* _PROBLEM DESCRIPTION_:
Copy each line below in which the word "styles" occurs.

* _GIVEN DATA_:

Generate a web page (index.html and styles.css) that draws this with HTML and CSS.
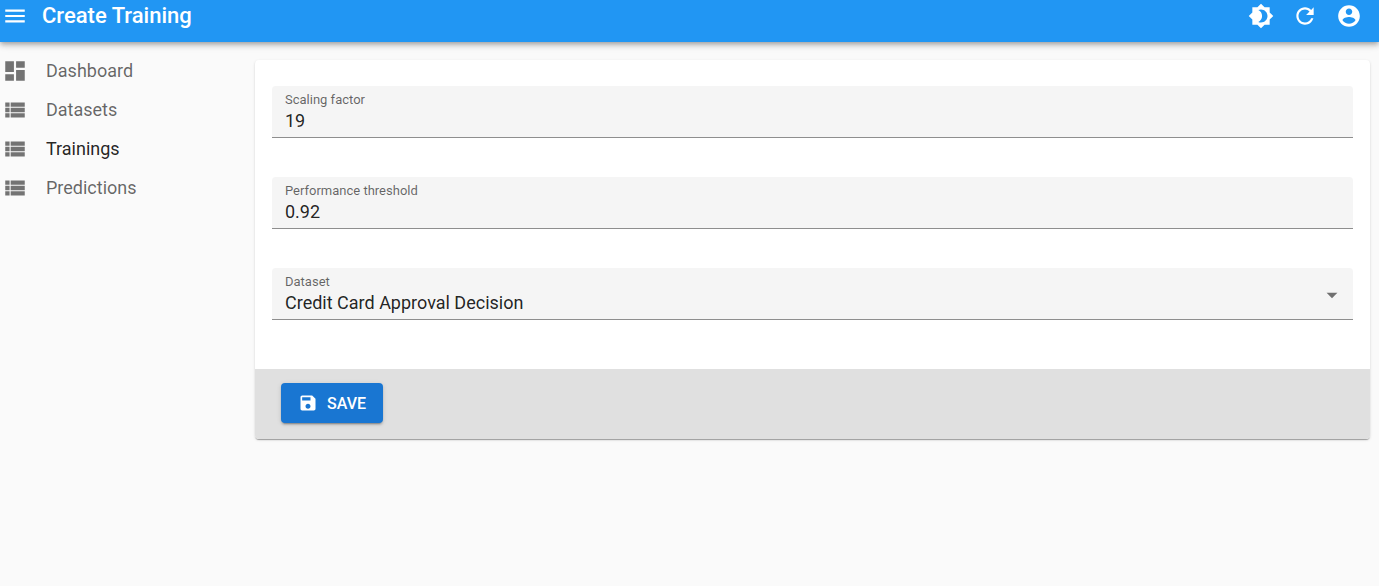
FILE: index.html
```html
<!DOCTYPE html>
<html lang="en">

<head>
    <meta charset="UTF-8">
    <meta name="viewport" content="width=device-width, initial-scale=1.0">
    <title>Create Training</title>
    <link rel="stylesheet" href="styles.css">
</head>

<body>
    <header class="appbar">
        <button type="button" class="icon-button" aria-label="Close menu">
            <svg class="icon" viewBox="0 0 24 24"><path d="M3 18h18v-2H3v2zm0-5h18v-2H3v2zm0-7v2h18V6H3z"/></svg>
        </button>
        <h1 class="title">Create Training</h1>
        <div class="actions">
            <button type="button" class="icon-button" aria-label="Toggle theme">
                <svg class="icon" viewBox="0 0 24 24"><path d="M20 8.69V4h-4.69L12 .69 8.69 4H4v4.69L.69 12 4 15.31V20h4.69L12 23.31 15.31 20H20v-4.69L23.31 12 20 8.69zM12 18c-.89 0-1.74-.2-2.5-.55C11.56 16.5 13 14.42 13 12s-1.44-4.5-3.5-5.45C10.26 6.2 11.11 6 12 6c3.31 0 6 2.69 6 6s-2.69 6-6 6z"/></svg>
            </button>
            <button type="button" class="icon-button" aria-label="Refresh">
                <svg class="icon" viewBox="0 0 24 24"><path d="M17.65 6.35C16.2 4.9 14.21 4 12 4c-4.42 0-7.99 3.58-7.99 8s3.57 8 7.99 8c3.73 0 6.84-2.55 7.73-6h-2.08c-.82 2.33-3.04 4-5.65 4-3.31 0-6-2.69-6-6s2.69-6 6-6c1.66 0 3.14.69 4.22 1.78L13 11h7V4l-2.35 2.35z"/></svg>
            </button>
            <button type="button" class="icon-button" aria-label="Profile">
                <svg class="icon" viewBox="0 0 24 24"><path d="M12 2C6.48 2 2 6.48 2 12s4.48 10 10 10 10-4.48 10-10S17.52 2 12 2zm0 3c1.66 0 3 1.34 3 3s-1.34 3-3 3-3-1.34-3-3 1.34-3 3-3zm0 14.2c-2.5 0-4.71-1.28-6-3.22.03-1.99 4-3.08 6-3.08 1.99 0 5.97 1.09 6 3.08-1.29 1.94-3.5 3.22-6 3.22z"/></svg>
            </button>
        </div>
    </header>

    <div class="layout">
        <nav class="menu">
            <a href="#" class="menu-item">
                <svg class="icon" viewBox="0 0 24 24"><path d="M3 13h8V3H3v10zm0 8h8v-6H3v6zm10 0h8V11h-8v10zm0-18v6h8V3h-8z"/></svg>
                Dashboard
            </a>
            <a href="#" class="menu-item">
                <svg class="icon" viewBox="0 0 24 24"><path d="M3 14h4v-4H3v4zm0 5h4v-4H3v4zM3 9h4V5H3v4zm5 5h13v-4H8v4zm0 5h13v-4H8v4zM8 5v4h13V5H8z"/></svg>
                Datasets
            </a>
            <a href="#" class="menu-item active" aria-current="page">
                <svg class="icon" viewBox="0 0 24 24"><path d="M3 14h4v-4H3v4zm0 5h4v-4H3v4zM3 9h4V5H3v4zm5 5h13v-4H8v4zm0 5h13v-4H8v4zM8 5v4h13V5H8z"/></svg>
                Trainings
            </a>
            <a href="#" class="menu-item">
                <svg class="icon" viewBox="0 0 24 24"><path d="M3 14h4v-4H3v4zm0 5h4v-4H3v4zM3 9h4V5H3v4zm5 5h13v-4H8v4zm0 5h13v-4H8v4zM8 5v4h13V5H8z"/></svg>
                Predictions
            </a>
        </nav>

        <main class="content">
            <form class="card">
                <div class="fields">
                    <div class="field">
                        <label for="scaling">Scaling factor</label>
                        <input type="text" id="scaling" name="scaling" value="19">
                    </div>
                    <div class="field">
                        <label for="threshold">Performance threshold</label>
                        <input type="text" id="threshold" name="threshold" value="0.92">
                    </div>
                    <div class="field">
                        <label for="dataset">Dataset</label>
                        <select id="dataset" name="dataset">
                            <option>Credit Card Approval Decision</option>
                        </select>
                        <svg class="icon arrow" viewBox="0 0 24 24"><path d="M7 10l5 5 5-5z"/></svg>
                    </div>
                </div>
                <div class="toolbar">
                    <button type="button" class="save">
                        <svg class="icon" viewBox="0 0 24 24"><path d="M17 3H5c-1.11 0-2 .9-2 2v14c0 1.1.89 2 2 2h14c1.1 0 2-.9 2-2V7l-4-4zm-5 16c-1.66 0-3-1.34-3-3s1.34-3 3-3 3 1.34 3 3-1.34 3-3 3zm3-10H5V5h10v4z"/></svg>
                        SAVE
                    </button>
                </div>
            </form>
        </main>
    </div>
</body>

</html>
```

FILE: styles.css
```css
* {
    box-sizing: border-box;
}

body {
    margin: 0;
    background-color: #fafafa;
    color: rgba(0, 0, 0, 0.87);
    font-family: Roboto, "Liberation Sans", sans-serif;
    font-size: 18px;
}

button, input, select {
    font-family: inherit;
    font-size: inherit;
    color: inherit;
}

.icon {
    display: block;
    flex: none;
    width: 26px;
    height: 26px;
    fill: currentColor;
}

/* top bar */
.appbar {
    position: relative;
    display: flex;
    align-items: center;
    height: 42px;
    padding: 0 17px 10px 2px;
    background-color: #2196f3;
    color: white;
    box-shadow: 0 2px 4px -1px rgba(0, 0, 0, 0.2), 0 4px 5px rgba(0, 0, 0, 0.14), 0 1px 10px rgba(0, 0, 0, 0.12);
}

.icon-button {
    padding: 0;
    border: none;
    background: none;
    cursor: pointer;
}

.title {
    margin: 0 0 0 14px;
    font-size: 22px;
    line-height: 32px;
    font-weight: 500;
}

.actions {
    display: flex;
    gap: 18px;
    margin-left: auto;
}

/* sidebar and page */
.layout {
    display: flex;
}

.menu {
    flex: none;
    width: 255px;
    padding-top: 9px;
}

.menu-item {
    display: flex;
    align-items: center;
    gap: 18px;
    height: 39px;
    padding-left: 2px;
    color: rgba(0, 0, 0, 0.6);
    text-decoration: none;
}

.menu-item .icon {
    color: rgba(0, 0, 0, 0.54);
}

.active {
    color: rgba(0, 0, 0, 0.87);
}

.content {
    flex: 1;
    padding: 18px 9px 18px 0;
}

.card {
    overflow: hidden;
    border-radius: 4px;
    background-color: white;
    box-shadow: 0 2px 1px -1px rgba(0, 0, 0, 0.2), 0 1px 1px rgba(0, 0, 0, 0.14), 0 1px 3px rgba(0, 0, 0, 0.12);
}

.fields {
    display: flex;
    flex-direction: column;
    gap: 39px;
    padding: 26px 17px 49px;
}

.field {
    position: relative;
    height: 52px;
    border-bottom: 1px solid rgba(0, 0, 0, 0.42);
    border-radius: 4px 4px 0 0;
    background-color: #f5f5f5;
}

.field label {
    position: absolute;
    top: 5px;
    left: 13px;
    color: rgba(0, 0, 0, 0.6);
    font-size: 13px;
    line-height: 18px;
    pointer-events: none;
}

.field input, .field select {
    display: block;
    width: 100%;
    height: 100%;
    padding: 22px 13px 4px;
    border: none;
    outline: none;
    background: none;
    appearance: none;
}

.arrow {
    position: absolute;
    top: 14px;
    right: 8px;
    color: rgba(0, 0, 0, 0.54);
    pointer-events: none;
}

/* form footer */
.toolbar {
    padding: 14px 26px 16px;
    background-color: #e0e0e0;
}

.save {
    display: flex;
    align-items: center;
    gap: 9px;
    height: 40px;
    padding: 0 17px;
    border: none;
    border-radius: 4px;
    background-color: #1976d2;
    color: white;
    font-size: 16px;
    font-weight: 500;
    cursor: pointer;
    box-shadow: 0 3px 1px -2px rgba(0, 0, 0, 0.2), 0 2px 2px rgba(0, 0, 0, 0.14), 0 1px 5px rgba(0, 0, 0, 0.12);
}

.save .icon {
    width: 20px;
    height: 20px;
}
```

* _CORRECT RESPONSE_:
Generate a web page (index.html and styles.css) that draws this with HTML and CSS.
    <link rel="stylesheet" href="styles.css">
FILE: styles.css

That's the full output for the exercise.